Begin

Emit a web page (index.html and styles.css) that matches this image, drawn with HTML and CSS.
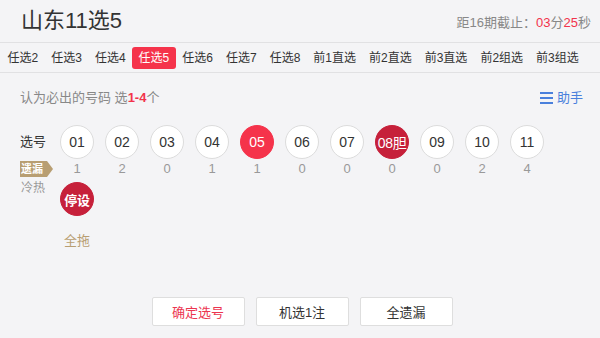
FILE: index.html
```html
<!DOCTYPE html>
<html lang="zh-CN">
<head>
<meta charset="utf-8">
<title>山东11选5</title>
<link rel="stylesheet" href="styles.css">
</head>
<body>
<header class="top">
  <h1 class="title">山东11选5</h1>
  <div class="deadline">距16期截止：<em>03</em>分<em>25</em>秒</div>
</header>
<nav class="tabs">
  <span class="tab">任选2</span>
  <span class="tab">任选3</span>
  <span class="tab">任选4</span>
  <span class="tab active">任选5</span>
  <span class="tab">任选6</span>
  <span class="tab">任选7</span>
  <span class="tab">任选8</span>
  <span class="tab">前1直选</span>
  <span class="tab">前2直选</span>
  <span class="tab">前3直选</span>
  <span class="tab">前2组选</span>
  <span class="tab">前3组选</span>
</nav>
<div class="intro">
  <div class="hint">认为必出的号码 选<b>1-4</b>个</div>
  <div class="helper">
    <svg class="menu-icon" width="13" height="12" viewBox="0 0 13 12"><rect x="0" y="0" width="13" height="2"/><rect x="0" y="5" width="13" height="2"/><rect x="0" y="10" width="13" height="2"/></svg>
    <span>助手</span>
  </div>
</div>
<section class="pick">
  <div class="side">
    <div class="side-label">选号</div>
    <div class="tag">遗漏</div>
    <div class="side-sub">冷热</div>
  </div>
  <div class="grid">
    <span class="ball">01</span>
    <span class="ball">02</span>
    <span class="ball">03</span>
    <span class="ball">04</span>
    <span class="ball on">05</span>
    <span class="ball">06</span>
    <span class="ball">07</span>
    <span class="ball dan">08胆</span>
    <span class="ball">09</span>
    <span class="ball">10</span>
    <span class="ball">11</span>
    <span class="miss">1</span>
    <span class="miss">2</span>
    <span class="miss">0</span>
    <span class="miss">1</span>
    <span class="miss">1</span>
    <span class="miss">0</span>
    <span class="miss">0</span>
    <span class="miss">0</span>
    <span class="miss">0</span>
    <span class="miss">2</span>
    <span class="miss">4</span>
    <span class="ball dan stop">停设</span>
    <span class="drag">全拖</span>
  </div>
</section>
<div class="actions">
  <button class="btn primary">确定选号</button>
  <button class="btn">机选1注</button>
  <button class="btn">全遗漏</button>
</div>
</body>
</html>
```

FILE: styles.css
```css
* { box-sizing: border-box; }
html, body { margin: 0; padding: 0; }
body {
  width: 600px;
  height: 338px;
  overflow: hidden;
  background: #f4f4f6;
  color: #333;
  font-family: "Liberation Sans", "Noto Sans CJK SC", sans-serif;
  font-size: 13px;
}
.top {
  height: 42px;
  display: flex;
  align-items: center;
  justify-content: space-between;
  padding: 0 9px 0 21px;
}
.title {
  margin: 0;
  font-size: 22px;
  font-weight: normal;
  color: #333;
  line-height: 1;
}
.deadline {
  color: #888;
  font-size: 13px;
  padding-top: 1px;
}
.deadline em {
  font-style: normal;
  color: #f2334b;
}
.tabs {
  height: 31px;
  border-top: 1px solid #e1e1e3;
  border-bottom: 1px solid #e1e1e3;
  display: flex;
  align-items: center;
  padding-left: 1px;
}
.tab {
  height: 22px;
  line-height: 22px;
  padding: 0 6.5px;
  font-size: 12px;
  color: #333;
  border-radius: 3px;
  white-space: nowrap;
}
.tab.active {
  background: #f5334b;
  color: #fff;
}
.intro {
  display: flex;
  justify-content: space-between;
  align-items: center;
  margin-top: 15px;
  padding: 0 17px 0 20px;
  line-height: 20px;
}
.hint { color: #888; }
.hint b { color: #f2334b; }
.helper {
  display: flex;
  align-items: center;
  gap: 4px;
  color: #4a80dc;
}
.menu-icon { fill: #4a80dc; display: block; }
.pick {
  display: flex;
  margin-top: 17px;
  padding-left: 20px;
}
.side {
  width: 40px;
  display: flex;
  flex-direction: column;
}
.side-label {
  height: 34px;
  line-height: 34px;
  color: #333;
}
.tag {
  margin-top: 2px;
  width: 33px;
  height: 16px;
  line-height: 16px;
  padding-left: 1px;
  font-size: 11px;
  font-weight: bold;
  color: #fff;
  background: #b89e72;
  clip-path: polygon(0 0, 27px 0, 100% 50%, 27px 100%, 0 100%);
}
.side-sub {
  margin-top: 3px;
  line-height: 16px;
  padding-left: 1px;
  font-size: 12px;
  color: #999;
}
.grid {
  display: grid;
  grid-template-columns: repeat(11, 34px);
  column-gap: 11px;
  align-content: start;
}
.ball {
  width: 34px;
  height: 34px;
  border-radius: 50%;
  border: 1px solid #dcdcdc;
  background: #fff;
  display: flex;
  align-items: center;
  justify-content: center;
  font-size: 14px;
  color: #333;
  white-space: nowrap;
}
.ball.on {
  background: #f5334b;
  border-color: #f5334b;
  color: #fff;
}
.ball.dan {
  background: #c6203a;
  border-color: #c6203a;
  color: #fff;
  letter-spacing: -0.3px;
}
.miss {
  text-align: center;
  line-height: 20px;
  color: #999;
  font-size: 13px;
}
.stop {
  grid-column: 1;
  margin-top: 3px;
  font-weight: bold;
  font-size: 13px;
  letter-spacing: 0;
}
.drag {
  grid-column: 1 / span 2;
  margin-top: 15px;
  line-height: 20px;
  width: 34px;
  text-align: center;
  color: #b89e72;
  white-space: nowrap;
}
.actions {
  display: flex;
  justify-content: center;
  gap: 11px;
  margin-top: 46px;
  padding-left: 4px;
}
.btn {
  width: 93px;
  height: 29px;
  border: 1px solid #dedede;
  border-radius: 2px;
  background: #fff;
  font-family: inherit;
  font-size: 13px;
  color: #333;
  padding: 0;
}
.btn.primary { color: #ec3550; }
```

End

__Exercise brief__
Exclude the pictures. Write out the remaining data exactly.

__Output for this task__
Emit a web page (index.html and styles.css) that matches this image, drawn with HTML and CSS.
FILE: index.html
```html
<!DOCTYPE html>
<html lang="zh-CN">
<head>
<meta charset="utf-8">
<title>山东11选5</title>
<link rel="stylesheet" href="styles.css">
</head>
<body>
<header class="top">
  <h1 class="title">山东11选5</h1>
  <div class="deadline">距16期截止：<em>03</em>分<em>25</em>秒</div>
</header>
<nav class="tabs">
  <span class="tab">任选2</span>
  <span class="tab">任选3</span>
  <span class="tab">任选4</span>
  <span class="tab active">任选5</span>
  <span class="tab">任选6</span>
  <span class="tab">任选7</span>
  <span class="tab">任选8</span>
  <span class="tab">前1直选</span>
  <span class="tab">前2直选</span>
  <span class="tab">前3直选</span>
  <span class="tab">前2组选</span>
  <span class="tab">前3组选</span>
</nav>
<div class="intro">
  <div class="hint">认为必出的号码 选<b>1-4</b>个</div>
  <div class="helper">
    <svg class="menu-icon" width="13" height="12" viewBox="0 0 13 12"><rect x="0" y="0" width="13" height="2"/><rect x="0" y="5" width="13" height="2"/><rect x="0" y="10" width="13" height="2"/></svg>
    <span>助手</span>
  </div>
</div>
<section class="pick">
  <div class="side">
    <div class="side-label">选号</div>
    <div class="tag">遗漏</div>
    <div class="side-sub">冷热</div>
  </div>
  <div class="grid">
    <span class="ball">01</span>
    <span class="ball">02</span>
    <span class="ball">03</span>
    <span class="ball">04</span>
    <span class="ball on">05</span>
    <span class="ball">06</span>
    <span class="ball">07</span>
    <span class="ball dan">08胆</span>
    <span class="ball">09</span>
    <span class="ball">10</span>
    <span class="ball">11</span>
    <span class="miss">1</span>
    <span class="miss">2</span>
    <span class="miss">0</span>
    <span class="miss">1</span>
    <span class="miss">1</span>
    <span class="miss">0</span>
    <span class="miss">0</span>
    <span class="miss">0</span>
    <span class="miss">0</span>
    <span class="miss">2</span>
    <span class="miss">4</span>
    <span class="ball dan stop">停设</span>
    <span class="drag">全拖</span>
  </div>
</section>
<div class="actions">
  <button class="btn primary">确定选号</button>
  <button class="btn">机选1注</button>
  <button class="btn">全遗漏</button>
</div>
</body>
</html>
```

FILE: styles.css
```css
* { box-sizing: border-box; }
html, body { margin: 0; padding: 0; }
body {
  width: 600px;
  height: 338px;
  overflow: hidden;
  background: #f4f4f6;
  color: #333;
  font-family: "Liberation Sans", "Noto Sans CJK SC", sans-serif;
  font-size: 13px;
}
.top {
  height: 42px;
  display: flex;
  align-items: center;
  justify-content: space-between;
  padding: 0 9px 0 21px;
}
.title {
  margin: 0;
  font-size: 22px;
  font-weight: normal;
  color: #333;
  line-height: 1;
}
.deadline {
  color: #888;
  font-size: 13px;
  padding-top: 1px;
}
.deadline em {
  font-style: normal;
  color: #f2334b;
}
.tabs {
  height: 31px;
  border-top: 1px solid #e1e1e3;
  border-bottom: 1px solid #e1e1e3;
  display: flex;
  align-items: center;
  padding-left: 1px;
}
.tab {
  height: 22px;
  line-height: 22px;
  padding: 0 6.5px;
  font-size: 12px;
  color: #333;
  border-radius: 3px;
  white-space: nowrap;
}
.tab.active {
  background: #f5334b;
  color: #fff;
}
.intro {
  display: flex;
  justify-content: space-between;
  align-items: center;
  margin-top: 15px;
  padding: 0 17px 0 20px;
  line-height: 20px;
}
.hint { color: #888; }
.hint b { color: #f2334b; }
.helper {
  display: flex;
  align-items: center;
  gap: 4px;
  color: #4a80dc;
}
.menu-icon { fill: #4a80dc; display: block; }
.pick {
  display: flex;
  margin-top: 17px;
  padding-left: 20px;
}
.side {
  width: 40px;
  display: flex;
  flex-direction: column;
}
.side-label {
  height: 34px;
  line-height: 34px;
  color: #333;
}
.tag {
  margin-top: 2px;
  width: 33px;
  height: 16px;
  line-height: 16px;
  padding-left: 1px;
  font-size: 11px;
  font-weight: bold;
  color: #fff;
  background: #b89e72;
  clip-path: polygon(0 0, 27px 0, 100% 50%, 27px 100%, 0 100%);
}
.side-sub {
  margin-top: 3px;
  line-height: 16px;
  padding-left: 1px;
  font-size: 12px;
  color: #999;
}
.grid {
  display: grid;
  grid-template-columns: repeat(11, 34px);
  column-gap: 11px;
  align-content: start;
}
.ball {
  width: 34px;
  height: 34px;
  border-radius: 50%;
  border: 1px solid #dcdcdc;
  background: #fff;
  display: flex;
  align-items: center;
  justify-content: center;
  font-size: 14px;
  color: #333;
  white-space: nowrap;
}
.ball.on {
  background: #f5334b;
  border-color: #f5334b;
  color: #fff;
}
.ball.dan {
  background: #c6203a;
  border-color: #c6203a;
  color: #fff;
  letter-spacing: -0.3px;
}
.miss {
  text-align: center;
  line-height: 20px;
  color: #999;
  font-size: 13px;
}
.stop {
  grid-column: 1;
  margin-top: 3px;
  font-weight: bold;
  font-size: 13px;
  letter-spacing: 0;
}
.drag {
  grid-column: 1 / span 2;
  margin-top: 15px;
  line-height: 20px;
  width: 34px;
  text-align: center;
  color: #b89e72;
  white-space: nowrap;
}
.actions {
  display: flex;
  justify-content: center;
  gap: 11px;
  margin-top: 46px;
  padding-left: 4px;
}
.btn {
  width: 93px;
  height: 29px;
  border: 1px solid #dedede;
  border-radius: 2px;
  background: #fff;
  font-family: inherit;
  font-size: 13px;
  color: #333;
  padding: 0;
}
.btn.primary { color: #ec3550; }
```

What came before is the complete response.